Re: several messages about New Vocabularies in text/html

David Carlisle wrote:

>>  _Doubling_ the number of elements allowed in text/html just so that all
>>  those elements can be ignored seems like a fundamentally bad idea. (It also
>> more than doubles the number of elements that the parser has to know about.)
> 
> 
> Why is it necessary to mention the content mathml elements in html5?
> So long as the html5 parser knows to get from <foo> to </foo> and has
> generic rules on fixing things up if the input isn't well formed.
> The rule doesn't need to know anything about the specific elements
> inside the annotation-xml, just when you get to the </annotation-xml>
> close any open elements on the stack of open elements until you get back
> in sync. (If </annotation-xml>) is missing as well it would be inserted
> by the rules for fixing up the <semantics> or some other ancestor that
> is closed. There will of course be details to sort out, but html needs
> this anyway, surely?  Aside from mathematics, what happens if I just
> stick <foo><wobble>Hello</wobble> <wobble>world</wobble></foo> in the
> middle of a paragraph?

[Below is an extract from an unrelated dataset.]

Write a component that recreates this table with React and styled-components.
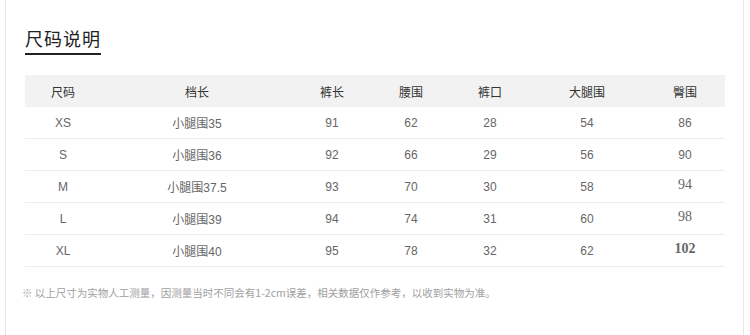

Surely you have rules to get a consistent DOM out
> of that without having any special knowledge of these elements don't
> you?

It depends if you want them to end up in the correct namespace in the DOM or 
not. If they don't end up in the correct namespace then the seamless 
export-to-computer-algebra use case will not work without changes to the 
importing application. If we are going to require such changes anyway we could 
just make <annotation-xml> parse as CDATA in the HTML5 parser and let the 
importing application do the conversion to a Content MathML DOM itself.

-- 
"Eternity's a terrible thought. I mean, where's it all going to end?"